Lately we have seen how Obama and his tyrannical allies have treated those who won’t fall in line with their dictates. CNSNews.com reported the following exchange with a U.S. representative:
CNSNEWS: “As implemented the Affordable Care Act, Obamacare, is forcing Christian individuals and business owners to purchase health plans that cover abortion-inducing drugs. Now as a result, people are going to be able to use those federal subsidies to buy plans that pay for abortions. Do you believe, Senator, you’re going to be morally justified in voting, through the next continuing resolution, to give the administration more money to do those things?”
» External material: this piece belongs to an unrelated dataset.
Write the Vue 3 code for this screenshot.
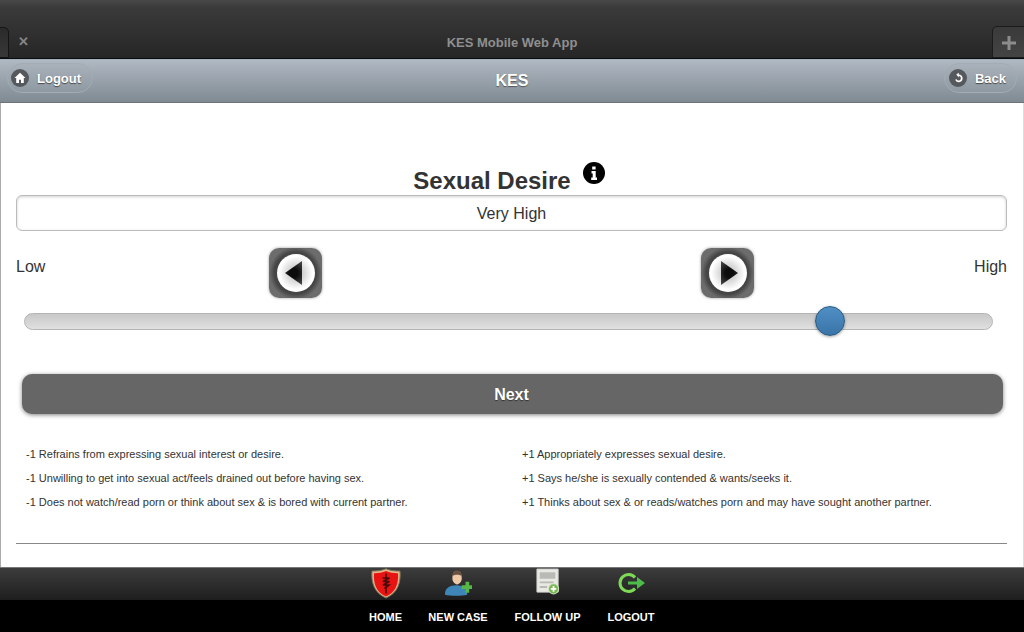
<template>
  <div class="page">
    <!-- Browser title strip -->
    <div class="app-bar">
      <span class="tab-left"></span>
      <span class="close-x">✕</span>
      <span class="app-title">KES Mobile Web App</span>
      <span class="tab-plus">
        <svg width="14" height="14" viewBox="0 0 14 14"><path d="M5.5 0h3v5.5H14v3H8.500V14h-3V8.500H0v-3h5.500z" fill="#8c8c8c" /></svg>
      </span>
    </div>

    <!-- Header -->
    <header class="header">
      <button class="head-btn">
        <span class="head-icon">
          <svg width="12" height="12" viewBox="0 0 12 12"><path d="M6 .8.500 6h1.700v5h2.800V7.700h2V11h2.800V6h1.700z" fill="#fff" /></svg>
        </span>
        Logout
      </button>
      <h1>KES</h1>
      <button class="head-btn back">
        <span class="head-icon">
          <svg width="12" height="12" viewBox="0 0 12 12"><path d="M4.300 2.500 6.800.8v1.600a3.900 3.900 0 1 1-3.700 5.400l1.600-.6A2.200 2.200 0 1 0 6.800 4.100v1.500z" fill="#fff" /></svg>
        </span>
        Back
      </button>
    </header>

    <!-- Main content -->
    <main class="content">
      <div class="title-row">
        <h2>Sexual Desire</h2>
        <span class="info">
          <svg width="22" height="22" viewBox="0 0 22 22">
            <circle cx="11" cy="11" r="11" fill="#000" />
            <path d="M9.200 4.500h3.400v3h-3.400zM8.500 9h4.200v6.500h1.300V18H8.200v-2.500h1.500v-4H8.500z" fill="#fff" />
          </svg>
        </span>
      </div>
      <div class="value-box">{{ level }}</div>

      <div class="stepper">
        <span class="end-label">Low</span>
        <button class="step-btn">
          <span class="step-disc"><span class="arrow arrow-left"></span></span>
        </button>
        <span></span>
        <button class="step-btn">
          <span class="step-disc"><span class="arrow arrow-right"></span></span>
        </button>
        <span class="end-label right">High</span>
      </div>

      <div class="slider">
        <span class="thumb"></span>
      </div>

      <button class="next-btn">Next</button>

      <div class="notes">
        <ul>
          <li v-for="item in minusNotes" :key="item">{{ item }}</li>
        </ul>
        <ul>
          <li v-for="item in plusNotes" :key="item">{{ item }}</li>
        </ul>
      </div>

      <hr class="rule" />
    </main>

    <!-- Footer nav -->
    <footer class="footer">
      <div class="foot-icons">
        <span class="foot-item home">
          <svg width="30" height="31" viewBox="0 0 30 31">
            <path d="M15 .800C19 2.500 24 3.300 29 3c1 11-2 22-14 27C3 25 0 14 1 3c5 .300 10-.500 14-2.200z" fill="#e9b48a" stroke="#75755a" />
            <path d="M15 3c4 1.500 8 2.300 12 2.200.700 10-2 19-12 23.300C5 24.200 2.300 15.200 3 5.200 7 5.300 11 4.500 15 3z" fill="#e81414" />
            <path d="M15 5.500v20M11.500 10h7l-6.500 3.500h6.500L12 17h6l-4.500 3.500" fill="none" stroke="#4a0a0a" stroke-width="1.600" />
          </svg>
        </span>
        <span class="foot-item case">
          <svg width="28" height="31" viewBox="0 2 30 30">
            <path d="M1 29c0-7 5-10 12-10s11 3 12 10c-6 1.500-18 1.500-24 0z" fill="#3f86b8" />
            <path d="M9 12c0-6 1.500-8.500 5-8.500s5 2.500 5 8.500c0 3-2.500 6-5 6s-5-3-5-6z" fill="#edc9a8" />
            <path d="M9 9c0-4 2-6 5-6s5 2 5 6c-3-2-7-2-10 0z" fill="#6a5242" />
            <path d="M19 19h4v-4h4v4h3v4h-3v4h-4v-4h-4z" fill="#58b548" />
          </svg>
        </span>
        <span class="foot-item follow">
          <svg width="24" height="27" viewBox="0 0 26 28">
            <path d="M1 .5h23v25H1z" fill="#e9e9e4" stroke="#cfcfcf" />
            <path d="M4 4h17v7H4zM4 14h15v2H4zM4 19h8v2H4z" fill="#b9b9b5" />
            <circle cx="19" cy="22" r="5.500" fill="#76b852" stroke="#dfe8d0" />
            <path d="M18 19h2v2h2v2h-2v2h-2v-2h-2v-2h2z" fill="#fff" />
          </svg>
        </span>
        <span class="foot-item out">
          <svg class="out-icon" width="30" height="24" viewBox="0 0 30 24">
            <path d="M19 6.500A8.500 8.500 0 1 0 19 17.500" fill="none" stroke="#7ed957" stroke-width="3" />
            <path d="M12 10.500h9V6l8 6-8 6v-4.500h-9z" fill="#4dbb4a" />
          </svg>
        </span>
      </div>
      <div class="foot-labels">
        <span class="foot-item home">HOME</span>
        <span class="foot-item case">NEW CASE</span>
        <span class="foot-item follow">FOLLOW UP</span>
        <span class="foot-item out">LOGOUT</span>
      </div>
    </footer>
  </div>
</template>

<script setup>
const level = 'Very High'

const minusNotes = [
  '-1 Refrains from expressing sexual interest or desire.',
  '-1 Unwilling to get into sexual act/feels drained out before having sex.',
  '-1 Does not watch/read porn or think about sex & is bored with current partner.'
]

const plusNotes = [
  '+1 Appropriately expresses sexual desire.',
  '+1 Says he/she is sexually contended & wants/seeks it.',
  '+1 Thinks about sex & or reads/watches porn and may have sought another partner.'
]
</script>

<style>
html,
body {
  margin: 0;
  background: #fff;
}
</style>

<style scoped>
.page {
  width: 1024px;
  height: 632px;
  display: flex;
  flex-direction: column;
  overflow: hidden;
  font-family: "Liberation Sans", Arial, sans-serif;
}

/* Browser title strip */
.app-bar {
  position: relative;
  height: 59px;
  flex: none;
  box-sizing: border-box;
  padding-top: 26px;
  background: linear-gradient(#484848 0, #3a3a3a 8px, #262626 100%);
  border-bottom: 1px solid #0c0c0c;
  text-align: center;
}

.app-title {
  display: block;
  font-size: 13px;
  line-height: 33px;
  font-weight: bold;
  color: #8f8f8f;
}

.tab-left {
  position: absolute;
  left: -6px;
  bottom: 0;
  width: 15px;
  height: 31px;
  box-sizing: border-box;
  background: linear-gradient(#2a2a2a, #383838);
  border: 1px solid #151515;
  border-radius: 5px 5px 0 0;
}

.close-x {
  position: absolute;
  left: 18px;
  top: 34px;
  font-size: 13px;
  line-height: 16px;
  font-weight: bold;
  color: #858585;
}

.tab-plus {
  position: absolute;
  right: -6px;
  bottom: 0;
  width: 38px;
  height: 32px;
  box-sizing: border-box;
  padding: 9px 0 0 9px;
  background: linear-gradient(#3a3a3a, #444);
  border: 1px solid #1c1c1c;
  border-radius: 5px 5px 0 0;
}

.tab-plus svg {
  display: block;
}

/* Header */
.header {
  height: 44px;
  flex: none;
  box-sizing: border-box;
  display: flex;
  align-items: center;
  justify-content: space-between;
  padding: 0 7px 6px;
  background: linear-gradient(#b0b8c2, #7f8a92);
  border-top: 1px solid #9fb0c0;
  border-bottom: 1px solid #6c7378;
}

.header h1 {
  position: absolute;
  left: 0;
  right: 0;
  margin: 6px 0 0;
  text-align: center;
  font-size: 16px;
  font-weight: bold;
  color: #fff;
  text-shadow: 0 1px 1px #555;
  pointer-events: none;
}

.head-btn {
  display: flex;
  align-items: center;
  gap: 8px;
  height: 30px;
  padding: 0 11px 0 3px;
  margin: 0;
  font: bold 13px "Liberation Sans", Arial, sans-serif;
  color: #fff;
  text-shadow: 0 1px 1px #444;
  background: linear-gradient(#a9b1bb, #8e99a1);
  border: 1px solid #a3acb5;
  border-radius: 15px;
}

.head-btn.back {
  padding: 0 10px 0 4px;
}

.head-icon {
  width: 18px;
  height: 18px;
  border-radius: 50%;
  background: #55585c;
  display: flex;
  align-items: center;
  justify-content: center;
}

/* Main content */
.content {
  flex: 1;
  min-height: 0;
  box-sizing: border-box;
  padding: 59px 16px 0 15px;
  background: #fff;
  border-left: 1px solid #aaa;
  border-right: 1px solid #ddd;
}

.title-row {
  display: flex;
  justify-content: center;
  padding-right: 5px;
  height: 33px;
}

.title-row h2 {
  margin: 0;
  font-size: 24px;
  line-height: 38px;
  font-weight: bold;
  color: #333;
}

.info {
  margin: 0 0 0 12px;
  height: 22px;
}

.info svg {
  display: block;
}

.value-box {
  height: 36px;
  box-sizing: border-box;
  border: 1px solid #bbb;
  border-radius: 6px;
  box-shadow: inset 0 1px 3px rgba(0, 0, 0, 0.18);
  text-align: center;
  font-size: 16px;
  line-height: 35px;
  color: #333;
}

.stepper {
  display: grid;
  grid-template-columns: 253px 53px 379px 53px 253px;
  margin-top: 17px;
  height: 50px;
}

.end-label {
  font-size: 16px;
  line-height: 38px;
  color: #333;
}

.end-label.right {
  text-align: right;
}

.step-btn {
  width: 53px;
  height: 50px;
  padding: 0;
  border: none;
  border-radius: 10px;
  background: radial-gradient(circle at 50% 50%, #454545 58%, #6c6c6c 72%);
  box-shadow: 0 0 3px rgba(0, 0, 0, 0.4);
  display: flex;
  align-items: center;
  justify-content: center;
}

.step-disc {
  width: 38px;
  height: 38px;
  border-radius: 50%;
  background: radial-gradient(circle at 50% 50%, #b4b4b4 0, #fff 62%);
  display: flex;
  align-items: center;
  justify-content: center;
}

.arrow {
  width: 17px;
  height: 24px;
  background: radial-gradient(circle at 50% 50%, #0c0c0c 30%, #4e4e4e 100%);
}

.arrow-left {
  clip-path: polygon(100% 0, 100% 100%, 0 50%);
  margin-right: 4px;
}

.arrow-right {
  clip-path: polygon(0 0, 100% 50%, 0 100%);
  margin-left: 4px;
}

.slider {
  position: relative;
  height: 17px;
  margin: 15px 14px 0 8px;
  box-sizing: border-box;
  background: linear-gradient(#c8c8c8, #e0e0e0);
  border: 1px solid #b4b4b4;
  border-radius: 9px;
}

.thumb {
  position: absolute;
  left: 790px;
  top: -8px;
  width: 30px;
  height: 30px;
  box-sizing: border-box;
  border-radius: 50%;
  background: linear-gradient(#4f8fc4, #3a74a8);
  border: 1px solid #2a5a80;
  box-shadow: 0 1px 3px rgba(0, 0, 0, 0.35);
}

.next-btn {
  display: block;
  width: 981px;
  height: 40px;
  margin: 44px 0 0 6px;
  padding: 2px 2px 0 0;
  border: none;
  border-radius: 10px;
  background: #666;
  box-shadow: 0 1px 4px rgba(0, 0, 0, 0.5);
  font: bold 16px "Liberation Sans", Arial, sans-serif;
  color: #fff;
  text-shadow: 0 1px 1px #333;
}

.notes {
  display: grid;
  grid-template-columns: 496px 1fr;
  margin: 28px 0 0 10px;
}

.notes ul {
  list-style: none;
  margin: 0;
  padding: 0;
}

.notes li {
  font-size: 11px;
  line-height: 24px;
  color: #333;
}

.rule {
  margin: 29px 0 0;
  border: none;
  border-top: 1px solid #888;
}

/* Footer nav */
.footer {
  flex: none;
  height: 65px;
}

.foot-icons,
.foot-labels {
  display: flex;
  justify-content: center;
}

.foot-icons {
  height: 33px;
  background: linear-gradient(#3c3c3c, #1e1e1e);
  border-top: 1px solid #777;
  box-sizing: border-box;
}

.foot-labels {
  height: 32px;
  background: #000;
  font-size: 11px;
  font-weight: bold;
  line-height: 34px;
  color: #fff;
}

.foot-item {
  display: flex;
  justify-content: center;
  flex: none;
}

.foot-item.home {
  width: 59px;
}

.foot-item.case {
  width: 86px;
}

.foot-item.follow {
  width: 93px;
}

.foot-item.out {
  width: 74px;
}

.out-icon {
  margin-top: 3px;
}
</style>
SEN. MURPHY: “Yes.”Again, this all sounds very similar to the decision the Air Force just rendered against Senior Master Sergeant Monk.
Then there is the news that Colorado parents are suffering through this same tyrannical redefinition of faith-based rights as they are told that the rights of a boy pretending to be a girl trump the rights of their girls.
Society has been remade. The First Amendment, indeed the entire Constitution, doesn’t mean anything any longer. Freedom and morality are under assault.
So Monk will have to fight hard if he wants to prove himself right and clear his name. Good thing he has the Liberty Institute backing him. Too bad not everyone can get such legal representation as the same-sex agenda runs rampart over American troops, freedom, and morality.